— START OF Raw data —

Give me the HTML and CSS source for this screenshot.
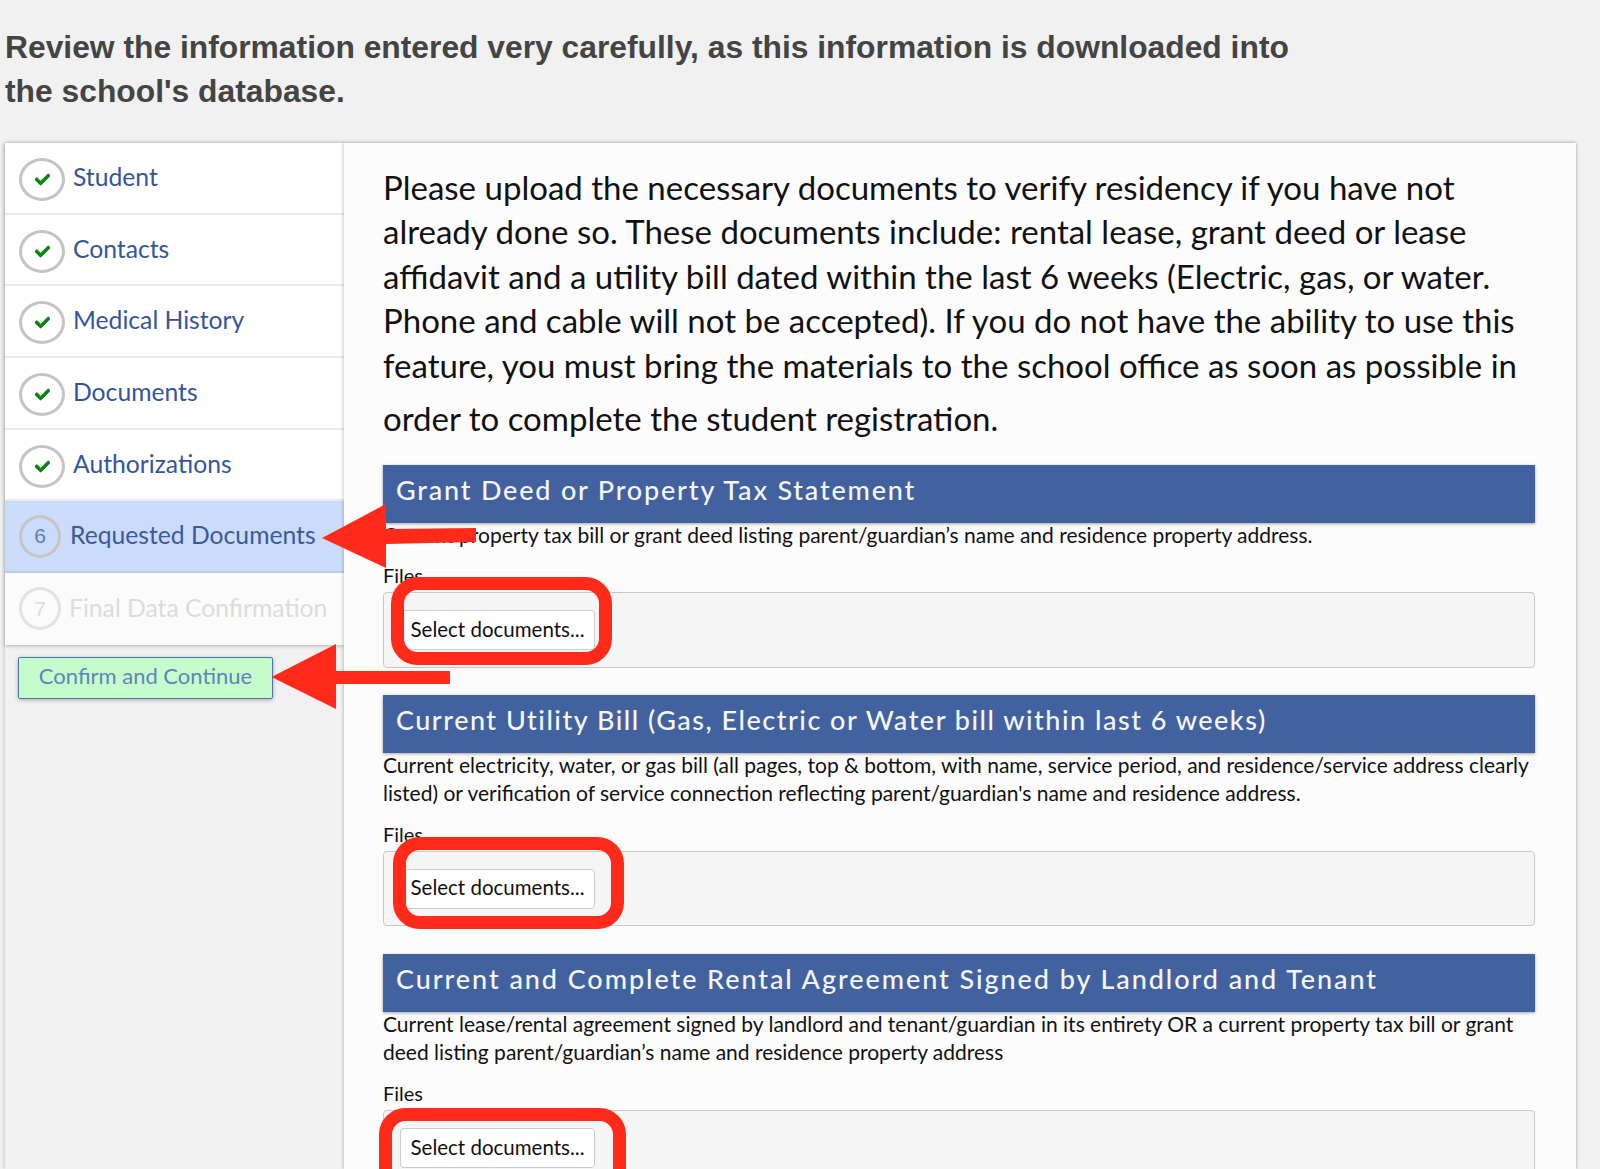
FILE: index.html
```html
<!DOCTYPE html>
<html lang="en">
<head>
<meta charset="utf-8">
<title>Requested Documents</title>
<link rel="stylesheet" href="styles.css">
</head>
<body>
<div class="page">
  <h1 class="review">Review the information entered very carefully, as this information is downloaded into<br>the school's database.</h1>
  <div class="card">
    <div class="left">
      <nav class="steps">
        <a class="step"><span class="ring"><svg class="check" viewBox="0 0 512 512"><path d="M173.9 439.4l-166.4-166.4c-10-10-10-26.2 0-36.2l36.2-36.2c10-10 26.2-10 36.2 0L192 312.7 432.1 72.6c10-10 26.2-10 36.2 0l36.2 36.2c10 10 10 26.2 0 36.2l-294.4 294.4c-10 10-26.2 10-36.2 0z"/></svg></span><span class="label">Student</span></a>
        <a class="step"><span class="ring"><svg class="check" viewBox="0 0 512 512"><path d="M173.9 439.4l-166.4-166.4c-10-10-10-26.2 0-36.2l36.2-36.2c10-10 26.2-10 36.2 0L192 312.7 432.1 72.6c10-10 26.2-10 36.2 0l36.2 36.2c10 10 10 26.2 0 36.2l-294.4 294.4c-10 10-26.2 10-36.2 0z"/></svg></span><span class="label">Contacts</span></a>
        <a class="step"><span class="ring"><svg class="check" viewBox="0 0 512 512"><path d="M173.9 439.4l-166.4-166.4c-10-10-10-26.2 0-36.2l36.2-36.2c10-10 26.2-10 36.2 0L192 312.7 432.1 72.6c10-10 26.2-10 36.2 0l36.2 36.2c10 10 10 26.2 0 36.2l-294.4 294.4c-10 10-26.2 10-36.2 0z"/></svg></span><span class="label">Medical History</span></a>
        <a class="step"><span class="ring"><svg class="check" viewBox="0 0 512 512"><path d="M173.9 439.4l-166.4-166.4c-10-10-10-26.2 0-36.2l36.2-36.2c10-10 26.2-10 36.2 0L192 312.7 432.1 72.6c10-10 26.2-10 36.2 0l36.2 36.2c10 10 10 26.2 0 36.2l-294.4 294.4c-10 10-26.2 10-36.2 0z"/></svg></span><span class="label">Documents</span></a>
        <a class="step"><span class="ring"><svg class="check" viewBox="0 0 512 512"><path d="M173.9 439.4l-166.4-166.4c-10-10-10-26.2 0-36.2l36.2-36.2c10-10 26.2-10 36.2 0L192 312.7 432.1 72.6c10-10 26.2-10 36.2 0l36.2 36.2c10 10 10 26.2 0 36.2l-294.4 294.4c-10 10-26.2 10-36.2 0z"/></svg></span><span class="label">Authorizations</span></a>
        <a class="step active"><span class="ring num">6</span><span class="label">Requested Documents</span></a>
        <a class="step disabled"><span class="ring num">7</span><span class="label">Final Data Confirmation</span></a>
      </nav>
      <button class="confirm" type="button">Confirm and Continue</button>
    </div>
    <main class="content">
      <p class="intro">Please upload the necessary documents to verify residency if you have not<br>already done so. These documents include: rental lease, grant deed or lease<br>affidavit and a utility bill dated within the last 6 weeks (Electric, gas, or water.<br>Phone and cable will not be accepted). If you do not have the ability to use this<br>feature, you must bring the materials to the school office as soon as possible in<span class="last">order to complete the student registration.</span></p>

      <section class="doc doc-single">
        <h2 class="doc-title">Grant Deed or Property Tax Statement</h2>
        <p class="doc-desc">Current property tax bill or grant deed listing parent/guardian’s name and residence property address.</p>
        <div class="files-label">Files</div>
        <div class="dropzone"><button class="select" type="button">Select documents...</button></div>
      </section>

      <section class="doc">
        <h2 class="doc-title tight">Current Utility Bill (Gas, Electric or Water bill within last 6 weeks)</h2>
        <p class="doc-desc">Current electricity, water, or gas bill (all pages, top &amp; bottom, with name, service period, and residence/service address clearly<br>listed) or verification of service connection reflecting parent/guardian's name and residence address.</p>
        <div class="files-label">Files</div>
        <div class="dropzone"><button class="select" type="button">Select documents...</button></div>
      </section>

      <section class="doc">
        <h2 class="doc-title wide">Current and Complete Rental Agreement Signed by Landlord and Tenant</h2>
        <p class="doc-desc">Current lease/rental agreement signed by landlord and tenant/guardian in its entirety OR a current property tax bill or grant<br>deed listing parent/guardian’s name and residence property address</p>
        <div class="files-label">Files</div>
        <div class="dropzone"><button class="select" type="button">Select documents...</button></div>
      </section>
    </main>
  </div>

  <svg class="marks" viewBox="0 0 1600 1169" aria-hidden="true">
    <path class="arrow" d="M322 538 L386 504 L386 529 L476 528 L476 542 L386 544 L386 568 Z"/>
    <path class="arrow" d="M271.5 677 L336 644 L336 671 L450 671 L450 684 L336 684 L336 709 Z"/>
    <rect class="ring-mark" x="397.5" y="583.5" width="208" height="75" rx="20"/>
    <rect class="ring-mark" x="399.5" y="843.5" width="218" height="79" rx="20"/>
    <rect class="ring-mark" x="385.5" y="1114.5" width="234" height="90" rx="20"/>
  </svg>
</div>
</body>
</html>
```

FILE: styles.css
```css
* { box-sizing: border-box; }
html, body { margin: 0; padding: 0; }
body { background: #f1f1f1; font-family: "Lato", "Liberation Sans", sans-serif; color: #111; }
.page { position: relative; width: 1600px; height: 1169px; overflow: hidden; }

.review {
  margin: 0;
  padding: 25px 0 0 5px;
  height: 143px;
  font: bold 31.8px/44px "Liberation Sans", Arial, sans-serif;
  color: #444;
}

.card {
  display: flex;
  margin-left: 5px;
  width: 1571px;
  height: 1026px;
  box-shadow: 0 0 4px rgba(0,0,0,.25);
}

.left { width: 339px; flex: none; background: #f1f1f1; }
.steps { display: flex; flex-direction: column; box-shadow: 0 1px 4px rgba(0,0,0,.25); }
.step {
  display: flex;
  align-items: center;
  height: 71.7px;
  padding-left: 14px;
  gap: 8px;
  background: #fff;
  border-bottom: 2px solid #e9e9e9;
  font-size: 24.7px;
  color: #34559c;
}
.label { padding-bottom: 3px; }
.ring {
  width: 46px;
  height: 43px;
  margin-top: 3px;
  flex: none;
  display: flex;
  align-items: center;
  justify-content: center;
  border: 3px solid #c4c4c4;
  border-radius: 50%;
  background: #fff;
}
.check { width: 15px; height: 15px; fill: #0a850f; stroke: #0a850f; stroke-width: 30; }
.step.active { gap: 9px; background: #cbdcfb; color: #3b5a9b; border-bottom-color: #bccde8; }
.step.active .ring { width: 42px; margin-top: 0; background: transparent; font: 21px "Liberation Sans", sans-serif; color: #5f7db3; }
.step.disabled { background: #fbfbfb; color: #dcdcdc; border-bottom: 0; }
.step.disabled .ring { width: 42px; margin-top: 0; background: transparent; border-color: #e2e2e2; font: 21px "Liberation Sans", sans-serif; color: #dcdcdc; }

.confirm {
  display: block;
  margin: 12px 0 0 13px;
  width: 255px;
  height: 42px;
  padding: 0 0 4px;
  background: #c6fdcc;
  border: 1px solid #4f74ad;
  border-radius: 2px;
  box-shadow: 0 1px 4px rgba(0,0,0,.3);
  font: 22px "Lato", sans-serif;
  color: #5f85ba;
}

.content {
  flex: 1;
  padding: 22px 41px 0 39px;
  background: #fcfcfc;
  box-shadow: -1px 0 3px rgba(0,0,0,.2);
}
.intro { margin: 0 0 25px; font-size: 33px; line-height: 44.4px; color: #111; white-space: nowrap; }
.last { display: block; margin-top: 9px; }

.doc { margin-bottom: 28px; }
.doc-single { margin-bottom: 27px; }
.doc-title {
  margin: 0;
  height: 58px;
  padding: 7px 0 0 13px;
  background: #42619f;
  box-shadow: 0 1px 3px rgba(0,0,0,.35);
  font-size: 27px;
  line-height: 36px;
  font-weight: 500;
  letter-spacing: 1.8px;
  color: #f4f6fa;
  white-space: nowrap;
}
.doc-title.tight { letter-spacing: 1.5px; }
.doc-title.wide { letter-spacing: 1.93px; }
.doc-desc { margin: -2px 0 0; font-size: 21px; line-height: 28px; color: #111; white-space: nowrap; }
.files-label { margin: 13px 0 3px; font-size: 20px; line-height: 28px; }
.doc-single .files-label { margin: 12px 0 3px; }
.dropzone {
  height: 75.5px;
  padding: 17px 16px;
  background: #f5f5f5;
  border: 1px solid #c8c8c8;
  border-radius: 4px;
}
.select {
  display: block;
  width: 195px;
  height: 40px;
  padding: 0 0 3px;
  background: #fff;
  border: 1px solid #ccc;
  border-radius: 4px;
  font: 20.5px "Lato", sans-serif;
  color: #111;
}

.marks { position: absolute; left: 0; top: 0; width: 1600px; height: 1169px; pointer-events: none; }
.arrow { fill: #ff2a1a; }
.ring-mark { fill: none; stroke: #ff2a1a; stroke-width: 13; }
```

— END OF Raw data —

Keep only the lines that hold the string "this", and copy them out.

Give me the HTML and CSS source for this screenshot.
  <h1 class="review">Review the information entered very carefully, as this information is downloaded into<br>the school's database.</h1>
      <p class="intro">Please upload the necessary documents to verify residency if you have not<br>already done so. These documents include: rental lease, grant deed or lease<br>affidavit and a utility bill dated within the last 6 weeks (Electric, gas, or water.<br>Phone and cable will not be accepted). If you do not have the ability to use this<br>feature, you must bring the materials to the school office as soon as possible in<span class="last">order to complete the student registration.</span></p>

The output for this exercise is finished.